= Prime Minister's Challenge Fund =

UK health funding programme

The Prime Minister's Challenge Fund was established in October 2013 with £50 million for NHS England to help improve access to general practice and stimulate innovative ways of providing primary care services.

==Pilots==
Twenty pilots were announced in April 2014. On 30 September 2014, David Cameron announced a further £100 million in funding for 2015–16 to support a second wave of 37 pilots.

The fund has been used for a range of projects, including:
- the creation of a single front entrance and alterations to the Minor Injuries Unit at Newark Hospital for Sherwood Forest Hospitals NHS Foundation Trust;
- seven-day access and evening opening hours for Wigan Borough Clinical Commissioning Group;
- a virtual hub intended to allow patients to speak to doctors without needing to attend A&E or wait for an appointment, for SW Healthcare in Worcestershire.

==Criticism==
The rationale has been described by Harry Longman:
- It's hard to get an appointment with your GP.
- More opening hours would make it easier.
- Let's provide 12 hours 8-8, 7 days a week.
- We'll have to pay a lot but just do it.
According to Longman the funding roughly doubles the capitation global sum for GPs who offer the scheme. It's a good deal for GPs, but, according to him, poor value for money because demand for primary care "typically starts quite high at 8am but tails off through the day and by 6 pm is very light" if there is sufficient supply during the day.

A YouGov poll in June 2015 found the highest priorities for the general public were care for the elderly and access to GPs at weekends.

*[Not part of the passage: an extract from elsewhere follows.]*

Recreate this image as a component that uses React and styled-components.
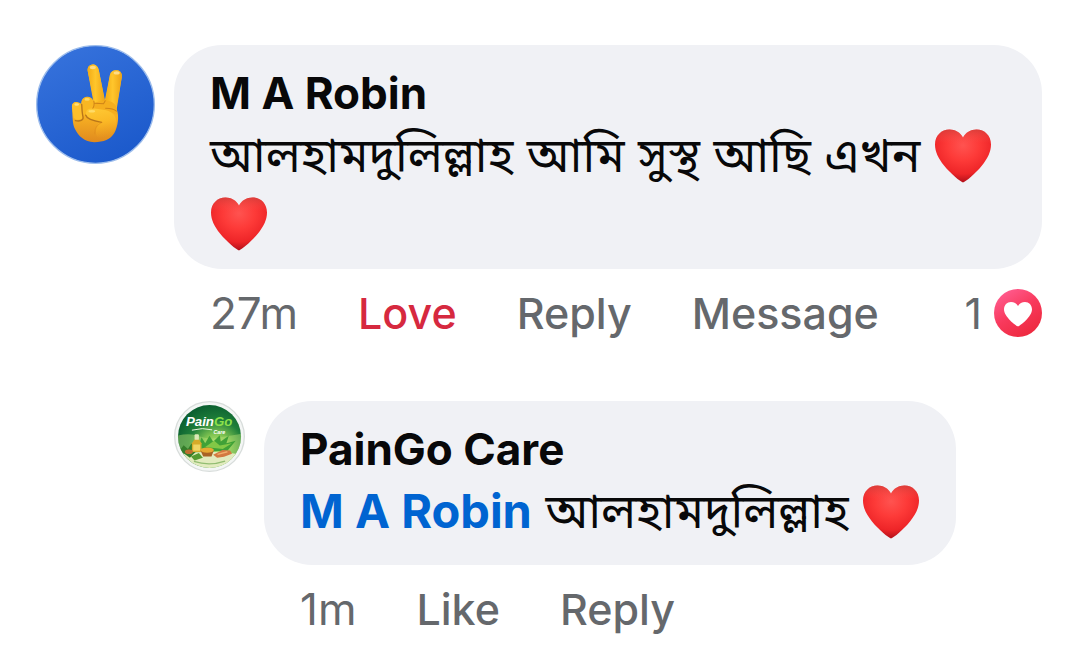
import React from 'react';
import styled, { createGlobalStyle } from 'styled-components';


const GlobalStyle = createGlobalStyle`
    * { box-sizing: border-box; }
    body {
        margin: 0;
        background: #ffffff;
        color: #080809;
        font-family: Inter, "Noto Sans Bengali", "Noto Sans", sans-serif;
    }
`

const Thread = styled.main`
    display: flex;
    flex-direction: column;
    gap: 60px;
    padding: 45px 36px 0 36px;
`

const Comment = styled.article`
    display: flex;
    align-items: flex-start;
    gap: 19px;
    margin-left: ${(props) => (props.$nested ? '138px' : '0')};
`

const AvatarLink = styled.a`
    flex: none;
    width: ${(props) => props.$size};
    height: ${(props) => props.$size};

    svg { display: block; width: 100%; height: 100%; }
`

const Content = styled.div`
    flex: 1;
    min-width: 0;
`

const Bubble = styled.div`
    width: fit-content;
    max-width: 100%;
    padding: ${(props) => (props.$nested ? '20px 36px' : '20px 36px 12px')};
    border-radius: 48px;
    background: #f0f1f5;
`

const Author = styled.a`
    display: block;
    color: inherit;
    font-size: 44px;
    font-weight: 700;
    line-height: 56px;
    text-decoration: none;
`

const Message = styled.p`
    margin: 0;
    font-size: 48px;
    line-height: 68px;
`

const Mention = styled.a`
    color: #0064d1;
    font-size: 47px;
    font-weight: 700;
    line-height: 56px;
    text-decoration: none;
`

const HeartIcon = styled.svg`
    display: inline-block;
    width: 58px;
    height: 56px;
    vertical-align: -12px;
`

const Actions = styled.div`
    display: flex;
    align-items: center;
    gap: 60px;
    margin-top: 16px;
    padding-left: 36px;
    color: #65686c;
    font-size: 43px;
    line-height: 56px;
`

const Timestamp = styled.time`
    font-size: 44px;
`

const Action = styled.button`
    padding: 0;
    border: 0;
    background: none;
    color: ${(props) => (props.$active ? '#d6293f' : 'inherit')};
    font: inherit;
    font-weight: 500;
    cursor: pointer;
`

const Reactions = styled.button`
    display: flex;
    align-items: center;
    gap: 12px;
    margin-left: auto;
    padding: 0;
    border: 0;
    background: none;
    color: inherit;
    font: inherit;

    svg { width: 48px; height: 48px; }
`

const heartPath = 'M29 54.5C26 53.5 17 46 10 37.5C4.5 30.5 1 24 1 16.5C1 7.5 7.5 1.5 15.5 1.5C21.5 1.5 26.5 4.5 29 9.5C31.5 4.5 36.5 1.5 42.5 1.5C50.5 1.5 57 7.5 57 16.5C57 24 53.5 30.5 48 37.5C41 46 32 53.5 29 54.5Z'

const Heart = () => (
    <HeartIcon viewBox="0 0 58 56" role="img" aria-label="Red heart">
        <defs>
            <radialGradient id="heartFill" cx="0.5" cy="0.3" r="0.72">
                <stop offset="0" stopColor="#ff5350" />
                <stop offset="0.4" stopColor="#fd3a38" />
                <stop offset="0.75" stopColor="#ee2528" />
                <stop offset="1" stopColor="#a90d18" />
            </radialGradient>
            <linearGradient id="heartTop" x1="0" y1="0" x2="0" y2="1">
                <stop offset="0" stopColor="#c8453f" stopOpacity="0.6" />
                <stop offset="0.25" stopColor="#f65a55" stopOpacity="0" />
            </linearGradient>
        </defs>
        <path d={heartPath} fill="url(#heartFill)" />
        <path d={heartPath} fill="url(#heartTop)" />
    </HeartIcon>
)

const LoveBadge = () => (
    <svg viewBox="0 0 48 48" aria-hidden="true">
        <defs>
            <linearGradient id="loveFill" x1="0.15" y1="0.1" x2="0.7" y2="0.95">
                <stop offset="0" stopColor="#ff5a8c" />
                <stop offset="0.5" stopColor="#f8395c" />
                <stop offset="1" stopColor="#ee2a40" />
            </linearGradient>
        </defs>
        <circle cx="24" cy="24" r="24" fill="url(#loveFill)" />
        <path
            d="M24 37.5C22 37 10 27.5 10 20.5C10 16 13 13 17 13C20 13 22.5 14.5 24 17C25.5 14.5 28 13 31 13C35 13 38 16 38 20.5C38 27.5 26 37 24 37.5Z"
            fill="#ffffff"
        />
    </svg>
)

const VictoryAvatar = () => (
    <svg viewBox="33 34 354 354" role="img" aria-label="M A Robin">
        <defs>
            <linearGradient id="blueBg" x1="0.2" y1="0" x2="0.7" y2="1">
                <stop offset="0" stopColor="#3672dc" />
                <stop offset="1" stopColor="#1b59cb" />
            </linearGradient>
            <linearGradient id="fingerFill" x1="0" y1="0" x2="1" y2="0">
                <stop offset="0" stopColor="#f2ab16" />
                <stop offset="0.45" stopColor="#ffc62c" />
                <stop offset="1" stopColor="#eea315" />
            </linearGradient>
            <linearGradient id="palmFill" x1="0" y1="0" x2="0" y2="1">
                <stop offset="0" stopColor="#fdbe27" />
                <stop offset="0.65" stopColor="#f8b223" />
                <stop offset="1" stopColor="#e08a1e" />
            </linearGradient>
            <linearGradient id="thumbFill" x1="0" y1="0" x2="0.2" y2="1">
                <stop offset="0" stopColor="#ffca35" />
                <stop offset="0.5" stopColor="#fbb926" />
                <stop offset="1" stopColor="#f2a521" stopOpacity="0" />
            </linearGradient>
        </defs>
        <circle cx="210" cy="211" r="175" fill="url(#blueBg)" stroke="#9dbdec" strokeWidth="4" />
        <path
            d="M140 218C139 207 147 202 156 204C162 204 167 207 168 210C168 195 175 188 188 188C196 189 200 193 203 199L187 112C185 101 191 93 202 92C212 92 218 99 220 110L238 198L253 123C256 112 263 108 274 109C285 111 290 119 288 131L273 225C281 246 277 276 266 296C254 316 235 323 206 323C177 322 159 305 149 284C141 270 142 244 140 218Z"
            fill="url(#palmFill)"
        />
        <path d="M187 112C185 101 191 93 202 92C212 92 218 99 220 110L238 203L207 207Z" fill="url(#fingerFill)" />
        <path d="M253 123C256 112 263 108 274 109C285 111 290 119 288 131L272 220L239 203Z" fill="url(#fingerFill)" />
        <ellipse cx="202" cy="101" rx="9" ry="5" fill="#ffdc85" />
        <ellipse cx="273" cy="117" rx="9" ry="5" fill="#ffdc85" />
        <path d="M168 209C168 195 176 188 188 189C199 191 204 200 204 214L203 224C190 224 182 229 181 244L170 240Z" fill="#f9b722" />
        <path d="M140 218C140 208 147 203 157 205C165 207 168 214 169 223L171 250C169 258 150 260 145 249Z" fill="#fdbf2c" />
        <path d="M207 207C222 199 248 196 264 207C273 214 276 230 273 243C259 234 236 225 207 223Z" fill="#f5ae1e" />
        <path
            d="M182 235C183 226 191 222 204 223L238 227C263 232 274 248 272 269C270 293 251 311 228 316C208 312 206 285 221 263C210 260 200 257 193 253C184 249 180 243 182 235Z"
            fill="url(#thumbFill)"
        />
        <path d="M169 211C170 227 170 239 173 248C175 258 164 262 150 259M181 243C184 254 199 259 228 264" fill="none" stroke="#b8761a" strokeWidth="4" strokeLinecap="round" />
        <path d="M205 201C207 210 206 217 202 222M208 207L234 209L239 200M272 231C266 225 254 222 240 222" fill="none" stroke="#cf8417" strokeWidth="3" strokeLinecap="round" />
        <path d="M228 264C214 272 206 284 208 298" fill="none" stroke="#dc8b1d" strokeWidth="3" strokeLinecap="round" opacity="0.6" />
        <ellipse cx="154" cy="211" rx="7" ry="4" fill="#ffe17d" />
        <ellipse cx="185" cy="196" rx="8" ry="4" fill="#ffd865" />
        <ellipse cx="199" cy="231" rx="10" ry="4" fill="#ffdb68" />
    </svg>
)

const PainGoAvatar = () => (
    <svg viewBox="30 31 214 214" role="img" aria-label="PainGo Care">
        <defs>
            <clipPath id="logoClip"><circle cx="137" cy="138" r="95" /></clipPath>
            <radialGradient id="leafBg" cx="0.6" cy="0.68" r="0.72">
                <stop offset="0" stopColor="#c8ee7d" />
                <stop offset="0.3" stopColor="#7fc451" />
                <stop offset="0.6" stopColor="#1f7f3a" />
                <stop offset="1" stopColor="#07592e" />
            </radialGradient>
        </defs>
        <circle cx="137" cy="138" r="105" fill="#f4f6f5" stroke="#d8dddb" strokeWidth="4" />
        <g clipPath="url(#logoClip)">
            <rect x="40" y="40" width="195" height="195" fill="url(#leafBg)" />
            <path d="M42 135Q75 128 97 135T142 145L235 130V192H42Z" fill="#b5df75" opacity="0.45" />
            <path d="M42 192Q137 176 235 192V240H42Z" fill="#e2ebbe" />
            <path d="M104 168L113 140L124 158L137 136L148 154L168 134L171 153L195 136L188 158L216 151L191 181L125 184Z" fill="#3fa137" />
            <path d="M124 170L151 151L168 165L205 158L177 176Z" fill="#82c846" />
            <path d="M47 180L59 164L72 176L83 158L96 184L78 202Z" fill="#357d2a" />
            <rect x="92" y="131" width="13" height="18" rx="3" fill="#dce9b6" />
            <path d="M91 148H106L113 158V185H84V158Z" fill="#d7ab29" />
            <path d="M88 162H109V181H88Z" fill="#f0d563" />
            <path d="M110 180Q130 165 150 180L143 198H118Z" fill="#a96325" />
            <ellipse cx="130" cy="179" rx="20" ry="8" fill="#e6a832" />
            <path d="M148 193L176 179L199 180L205 190L181 199L160 202Z" fill="#d37940" />
            <path d="M161 192L191 184" stroke="#f1ad6b" strokeWidth="4" />
            <ellipse cx="75" cy="184" rx="12" ry="7" fill="#bd6e2f" />
            <path d="M81 198L105 188L117 202L92 210Z" fill="#559a31" />
            <path d="M90 213Q137 228 184 212" fill="none" stroke="#92bd72" strokeWidth="4" />
        </g>
        <text x="66" y="106" fontFamily="Liberation Sans, sans-serif" fontSize="40" fontStyle="italic" fontWeight="700" fill="#ffffff">
            Pain<tspan fill="#8be04a">Go</tspan>
        </text>
        <path d="M84 119Q116 110 145 118" fill="none" stroke="#e9f5df" strokeWidth="3" />
        <text x="149" y="129" fontFamily="Liberation Sans, sans-serif" fontSize="16" fontStyle="italic" fontWeight="700" fill="#ffffff">Care</text>
    </svg>
)

const App = () => {
    return(
        <React.Fragment>
            <GlobalStyle />
            <Thread>
                <Comment>
                    <AvatarLink href="#robin" $size="119px"><VictoryAvatar /></AvatarLink>
                    <Content>
                        <Bubble>
                            <Author href="#robin">M A Robin</Author>
                            <Message lang="bn">আলহামদুলিল্লাহ আমি সুস্থ আছি এখন <Heart /> <Heart /></Message>
                        </Bubble>
                        <Actions>
                            <Timestamp>27m</Timestamp>
                            <Action type="button" $active>Love</Action>
                            <Action type="button">Reply</Action>
                            <Action type="button">Message</Action>
                            <Reactions type="button">
                                <span>1</span>
                                <LoveBadge />
                            </Reactions>
                        </Actions>
                    </Content>
                </Comment>
                <Comment $nested>
                    <AvatarLink href="#paingo" $size="71px"><PainGoAvatar /></AvatarLink>
                    <Content>
                        <Bubble $nested>
                            <Author href="#paingo">PainGo Care</Author>
                            <Message lang="bn"><Mention href="#robin">M A Robin</Mention> আলহামদুলিল্লাহ <Heart /></Message>
                        </Bubble>
                        <Actions>
                            <Timestamp>1m</Timestamp>
                            <Action type="button">Like</Action>
                            <Action type="button">Reply</Action>
                        </Actions>
                    </Content>
                </Comment>
            </Thread>
        </React.Fragment>
    );
}

export default App;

An investigation by Pulse (magazine) in July 2015 found that many seven-day GP access pilot areas had reduced their extended hours in light of poor demand. In particular it appeared that there was very little demand for Sunday GP appointments and they had been abandoned in some places.

Richard Murray of the King's Fund hopes that working differently, on the basis of the pilot schemes (rather than just working harder) may hold the key to problems of access to primary care.